Joan Didion is an award-winning writer. However, Didion did not become a well-known name outside of Manhattan publishing circles until 2005 when her 13th novel, The Year of Magical Thinking, was published. It subsequently won the National Book award for nonfiction. With the publication of this work, Didion found a new following of readers, namely, widows and widowers who had lost a spouse or partner unexpectedly. Her public pain, lack of focus, and search for direction at the sudden loss of her husband of 40 years, John Gregory Dunne, was complicated by the serious illness of their only daughter, 39-year-old Quintana Roo, who died just a few months before the publication of her mother's ground-breaking novel.
Didion had just turned 69 years old on December 5, 2003. On December 30th, John Gregory Dunne, her husband and co-writer, died instantly from a heart attack. They had just returned to their apartment after visiting their gravely-ill daughter, Quintana, at Beth Israel North (hospital) in New York City where she had fallen into a coma after being diagnosed on December 25th with pneumonia and septic shock. Ms. Didion's rendition of what happened in the apartment is sparse, terse, impassive, and detached depicting what most literature describe as "the moment of stunned disbelief that the impossible has become real" ( p. 113).
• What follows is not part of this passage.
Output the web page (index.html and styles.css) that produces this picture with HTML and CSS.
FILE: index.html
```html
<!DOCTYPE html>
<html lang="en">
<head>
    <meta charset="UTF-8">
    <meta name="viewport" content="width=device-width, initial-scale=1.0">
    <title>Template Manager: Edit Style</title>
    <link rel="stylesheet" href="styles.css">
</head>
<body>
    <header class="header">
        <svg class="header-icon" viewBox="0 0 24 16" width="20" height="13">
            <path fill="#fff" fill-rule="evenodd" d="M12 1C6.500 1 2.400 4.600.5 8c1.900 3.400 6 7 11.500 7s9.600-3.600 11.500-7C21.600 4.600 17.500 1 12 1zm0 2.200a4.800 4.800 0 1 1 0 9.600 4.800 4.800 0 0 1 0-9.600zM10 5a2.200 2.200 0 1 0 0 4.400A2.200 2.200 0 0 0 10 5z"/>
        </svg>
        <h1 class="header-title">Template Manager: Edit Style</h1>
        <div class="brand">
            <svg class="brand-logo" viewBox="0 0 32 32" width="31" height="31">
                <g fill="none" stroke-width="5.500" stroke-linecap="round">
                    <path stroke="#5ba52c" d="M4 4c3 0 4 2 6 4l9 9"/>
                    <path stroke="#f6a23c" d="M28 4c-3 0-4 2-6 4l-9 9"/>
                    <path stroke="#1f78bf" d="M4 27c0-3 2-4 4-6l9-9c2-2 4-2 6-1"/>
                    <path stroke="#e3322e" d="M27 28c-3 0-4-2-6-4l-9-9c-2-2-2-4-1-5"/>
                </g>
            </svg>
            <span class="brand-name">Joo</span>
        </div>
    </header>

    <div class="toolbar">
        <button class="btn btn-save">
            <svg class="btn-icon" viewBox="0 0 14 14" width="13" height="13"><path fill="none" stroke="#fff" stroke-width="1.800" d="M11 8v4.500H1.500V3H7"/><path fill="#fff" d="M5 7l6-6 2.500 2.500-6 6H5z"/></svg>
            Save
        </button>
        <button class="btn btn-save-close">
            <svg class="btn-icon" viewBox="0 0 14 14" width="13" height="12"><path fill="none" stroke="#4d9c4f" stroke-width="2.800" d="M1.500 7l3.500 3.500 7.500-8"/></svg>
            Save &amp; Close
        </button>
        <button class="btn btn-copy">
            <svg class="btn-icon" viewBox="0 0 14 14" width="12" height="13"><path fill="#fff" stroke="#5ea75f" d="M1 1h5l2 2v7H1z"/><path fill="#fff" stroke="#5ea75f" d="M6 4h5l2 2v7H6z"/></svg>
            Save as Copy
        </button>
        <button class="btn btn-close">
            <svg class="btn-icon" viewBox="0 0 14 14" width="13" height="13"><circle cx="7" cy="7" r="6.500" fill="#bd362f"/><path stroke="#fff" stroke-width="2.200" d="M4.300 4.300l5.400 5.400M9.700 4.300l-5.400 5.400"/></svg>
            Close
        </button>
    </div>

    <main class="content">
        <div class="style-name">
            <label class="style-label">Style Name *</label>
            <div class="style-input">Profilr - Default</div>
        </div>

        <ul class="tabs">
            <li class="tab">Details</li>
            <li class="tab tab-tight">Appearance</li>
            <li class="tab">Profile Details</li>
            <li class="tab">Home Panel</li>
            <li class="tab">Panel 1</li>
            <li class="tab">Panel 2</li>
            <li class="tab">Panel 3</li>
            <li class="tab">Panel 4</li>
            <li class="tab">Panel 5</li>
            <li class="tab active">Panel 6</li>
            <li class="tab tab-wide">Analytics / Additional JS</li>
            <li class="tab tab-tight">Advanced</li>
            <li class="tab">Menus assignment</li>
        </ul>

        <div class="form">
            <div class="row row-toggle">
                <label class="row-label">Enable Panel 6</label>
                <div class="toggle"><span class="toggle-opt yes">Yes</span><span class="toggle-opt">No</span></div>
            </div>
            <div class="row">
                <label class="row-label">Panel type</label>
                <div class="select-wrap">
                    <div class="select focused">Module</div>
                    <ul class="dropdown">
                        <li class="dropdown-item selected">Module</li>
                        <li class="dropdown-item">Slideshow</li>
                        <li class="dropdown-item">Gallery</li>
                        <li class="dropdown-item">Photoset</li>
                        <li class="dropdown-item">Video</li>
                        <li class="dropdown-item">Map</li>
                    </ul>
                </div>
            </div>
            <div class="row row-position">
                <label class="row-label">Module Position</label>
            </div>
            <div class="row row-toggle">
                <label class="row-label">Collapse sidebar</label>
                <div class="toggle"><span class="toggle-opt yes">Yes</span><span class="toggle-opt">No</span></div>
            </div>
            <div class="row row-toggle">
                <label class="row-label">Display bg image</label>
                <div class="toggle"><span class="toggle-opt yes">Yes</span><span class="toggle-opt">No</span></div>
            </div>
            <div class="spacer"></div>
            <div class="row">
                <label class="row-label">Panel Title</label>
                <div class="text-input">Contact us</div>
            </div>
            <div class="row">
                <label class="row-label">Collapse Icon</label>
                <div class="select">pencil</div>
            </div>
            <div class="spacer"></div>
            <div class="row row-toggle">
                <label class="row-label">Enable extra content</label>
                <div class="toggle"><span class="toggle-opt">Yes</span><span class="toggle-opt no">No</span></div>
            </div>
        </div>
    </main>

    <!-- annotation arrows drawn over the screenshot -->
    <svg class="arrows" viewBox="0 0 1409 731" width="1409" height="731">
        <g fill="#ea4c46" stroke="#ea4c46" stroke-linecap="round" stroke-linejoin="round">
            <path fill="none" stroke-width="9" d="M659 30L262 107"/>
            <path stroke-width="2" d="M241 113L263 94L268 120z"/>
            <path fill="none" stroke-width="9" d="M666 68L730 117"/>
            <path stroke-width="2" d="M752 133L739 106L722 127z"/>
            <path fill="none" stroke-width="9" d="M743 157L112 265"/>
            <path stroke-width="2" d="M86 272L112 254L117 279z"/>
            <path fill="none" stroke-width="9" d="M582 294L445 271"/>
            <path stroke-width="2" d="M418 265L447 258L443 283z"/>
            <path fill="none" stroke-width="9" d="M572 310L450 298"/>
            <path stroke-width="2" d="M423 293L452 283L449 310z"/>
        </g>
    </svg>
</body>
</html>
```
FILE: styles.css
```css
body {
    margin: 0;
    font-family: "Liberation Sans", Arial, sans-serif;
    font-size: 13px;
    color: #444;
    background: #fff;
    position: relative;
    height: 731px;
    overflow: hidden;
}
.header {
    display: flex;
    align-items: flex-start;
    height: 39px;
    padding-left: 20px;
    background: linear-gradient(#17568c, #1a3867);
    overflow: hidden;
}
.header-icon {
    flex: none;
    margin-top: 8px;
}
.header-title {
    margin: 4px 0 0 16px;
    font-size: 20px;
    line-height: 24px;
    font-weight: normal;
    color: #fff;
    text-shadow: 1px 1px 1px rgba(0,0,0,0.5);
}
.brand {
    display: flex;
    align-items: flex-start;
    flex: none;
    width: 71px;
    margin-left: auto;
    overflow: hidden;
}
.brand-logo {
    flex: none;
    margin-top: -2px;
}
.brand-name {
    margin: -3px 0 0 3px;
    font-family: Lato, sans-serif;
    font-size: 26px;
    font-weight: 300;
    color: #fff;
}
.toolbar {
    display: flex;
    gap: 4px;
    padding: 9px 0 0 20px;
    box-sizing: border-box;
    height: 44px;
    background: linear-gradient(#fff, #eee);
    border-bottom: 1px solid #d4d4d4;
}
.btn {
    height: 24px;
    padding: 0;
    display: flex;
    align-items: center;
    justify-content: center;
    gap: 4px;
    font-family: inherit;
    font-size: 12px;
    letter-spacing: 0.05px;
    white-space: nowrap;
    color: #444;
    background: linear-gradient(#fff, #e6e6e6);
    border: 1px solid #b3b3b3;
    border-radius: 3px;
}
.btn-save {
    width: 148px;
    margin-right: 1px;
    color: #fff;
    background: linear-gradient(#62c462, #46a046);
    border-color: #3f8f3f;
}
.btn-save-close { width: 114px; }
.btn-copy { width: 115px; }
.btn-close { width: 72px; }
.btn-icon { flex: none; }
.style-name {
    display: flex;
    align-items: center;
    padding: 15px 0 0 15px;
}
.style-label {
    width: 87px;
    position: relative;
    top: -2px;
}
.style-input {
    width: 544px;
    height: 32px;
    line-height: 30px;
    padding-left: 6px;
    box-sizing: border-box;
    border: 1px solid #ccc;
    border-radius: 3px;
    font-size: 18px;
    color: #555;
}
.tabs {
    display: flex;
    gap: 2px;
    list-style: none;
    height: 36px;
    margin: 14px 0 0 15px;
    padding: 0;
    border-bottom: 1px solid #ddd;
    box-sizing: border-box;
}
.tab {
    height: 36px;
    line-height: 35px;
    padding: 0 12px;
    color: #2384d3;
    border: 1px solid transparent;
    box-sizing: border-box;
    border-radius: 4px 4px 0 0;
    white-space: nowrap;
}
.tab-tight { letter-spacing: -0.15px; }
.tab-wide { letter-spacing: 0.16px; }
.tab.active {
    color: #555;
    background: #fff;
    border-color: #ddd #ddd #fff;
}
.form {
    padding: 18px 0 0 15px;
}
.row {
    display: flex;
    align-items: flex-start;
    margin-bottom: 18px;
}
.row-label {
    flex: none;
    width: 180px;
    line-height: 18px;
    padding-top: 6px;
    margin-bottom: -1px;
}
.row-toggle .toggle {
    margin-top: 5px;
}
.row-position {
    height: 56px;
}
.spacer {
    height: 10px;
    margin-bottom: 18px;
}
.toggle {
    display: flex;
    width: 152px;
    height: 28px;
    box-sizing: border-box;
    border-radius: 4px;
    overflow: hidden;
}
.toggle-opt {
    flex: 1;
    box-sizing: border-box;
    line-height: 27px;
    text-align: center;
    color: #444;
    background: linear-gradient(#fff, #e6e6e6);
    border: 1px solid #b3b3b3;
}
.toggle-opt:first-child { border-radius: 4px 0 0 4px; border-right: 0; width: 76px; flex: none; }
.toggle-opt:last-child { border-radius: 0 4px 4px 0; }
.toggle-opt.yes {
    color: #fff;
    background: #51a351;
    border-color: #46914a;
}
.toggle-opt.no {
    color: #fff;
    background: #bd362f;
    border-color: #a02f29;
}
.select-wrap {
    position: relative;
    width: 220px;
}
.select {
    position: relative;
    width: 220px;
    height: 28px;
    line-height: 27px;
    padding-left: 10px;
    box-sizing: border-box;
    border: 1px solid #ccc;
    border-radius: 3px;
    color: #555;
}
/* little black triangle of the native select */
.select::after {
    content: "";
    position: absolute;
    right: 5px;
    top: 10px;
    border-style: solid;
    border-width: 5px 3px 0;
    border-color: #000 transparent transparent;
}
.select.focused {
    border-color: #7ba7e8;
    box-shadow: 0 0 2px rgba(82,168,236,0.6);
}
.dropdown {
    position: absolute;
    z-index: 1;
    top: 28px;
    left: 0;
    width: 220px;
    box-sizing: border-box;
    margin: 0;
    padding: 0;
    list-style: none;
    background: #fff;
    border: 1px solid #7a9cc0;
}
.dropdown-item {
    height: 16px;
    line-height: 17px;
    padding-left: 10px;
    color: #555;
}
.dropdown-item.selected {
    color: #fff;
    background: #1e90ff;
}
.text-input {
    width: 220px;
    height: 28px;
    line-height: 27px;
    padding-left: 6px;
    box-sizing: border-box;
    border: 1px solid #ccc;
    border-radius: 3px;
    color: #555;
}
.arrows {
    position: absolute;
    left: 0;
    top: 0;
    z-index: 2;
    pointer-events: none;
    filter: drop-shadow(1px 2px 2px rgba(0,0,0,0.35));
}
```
Losing a spouse after 40 years of marriage is beyond traumatic. The fact that Joan Didion and John Gregory Dunne were collaborators on numerous screenplays and articles as well as collaborators in a longstanding marriage marks the loss as inconceivable, as if one person was not only an extension, but the embodiment of the other. In an interview, Didion confessed that she had difficulty in finishing this book because it was the first writing she had done which John had not read.
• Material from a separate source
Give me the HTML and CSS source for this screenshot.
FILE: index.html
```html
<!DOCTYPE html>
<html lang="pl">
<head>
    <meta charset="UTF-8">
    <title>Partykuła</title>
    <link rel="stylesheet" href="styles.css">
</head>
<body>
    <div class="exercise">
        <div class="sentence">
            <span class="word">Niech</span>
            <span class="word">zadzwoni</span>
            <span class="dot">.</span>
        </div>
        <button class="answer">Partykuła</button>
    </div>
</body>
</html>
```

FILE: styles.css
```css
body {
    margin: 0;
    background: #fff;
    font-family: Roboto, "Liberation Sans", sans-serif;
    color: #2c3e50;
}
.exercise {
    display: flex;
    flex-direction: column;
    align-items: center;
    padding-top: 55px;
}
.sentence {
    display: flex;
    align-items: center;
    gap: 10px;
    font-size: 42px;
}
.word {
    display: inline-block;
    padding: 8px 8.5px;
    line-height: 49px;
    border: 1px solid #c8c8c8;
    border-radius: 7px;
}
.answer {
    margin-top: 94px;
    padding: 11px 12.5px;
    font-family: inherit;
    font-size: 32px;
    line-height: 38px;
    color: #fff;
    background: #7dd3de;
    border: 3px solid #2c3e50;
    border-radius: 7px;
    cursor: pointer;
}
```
The popularity of Didion's memoir revolves around her candidness about the process of grieving the loss of a loved one and the process of rebuilding some semblance of life after that loss. Her loss is made more salient due to its suddenness and the concurrent stress of her daughter's illness. Moreover, Didion was the person to tell her daughter about her father's sudden death, only to subsequently witness her daughter's death as Quintana was rushed to the hospital with a brain hematoma while returning from her father's funeral. Because the book was in publication at the time of her daughter's death, Didion does not broach the subject of her daughter's death in this book. Rather, she focuses on her own grieving and mourning processes or lack thereof and outlines one of the most difficult developmental tasks of aging: rebuilding a meaningful life after the loss of a spouse.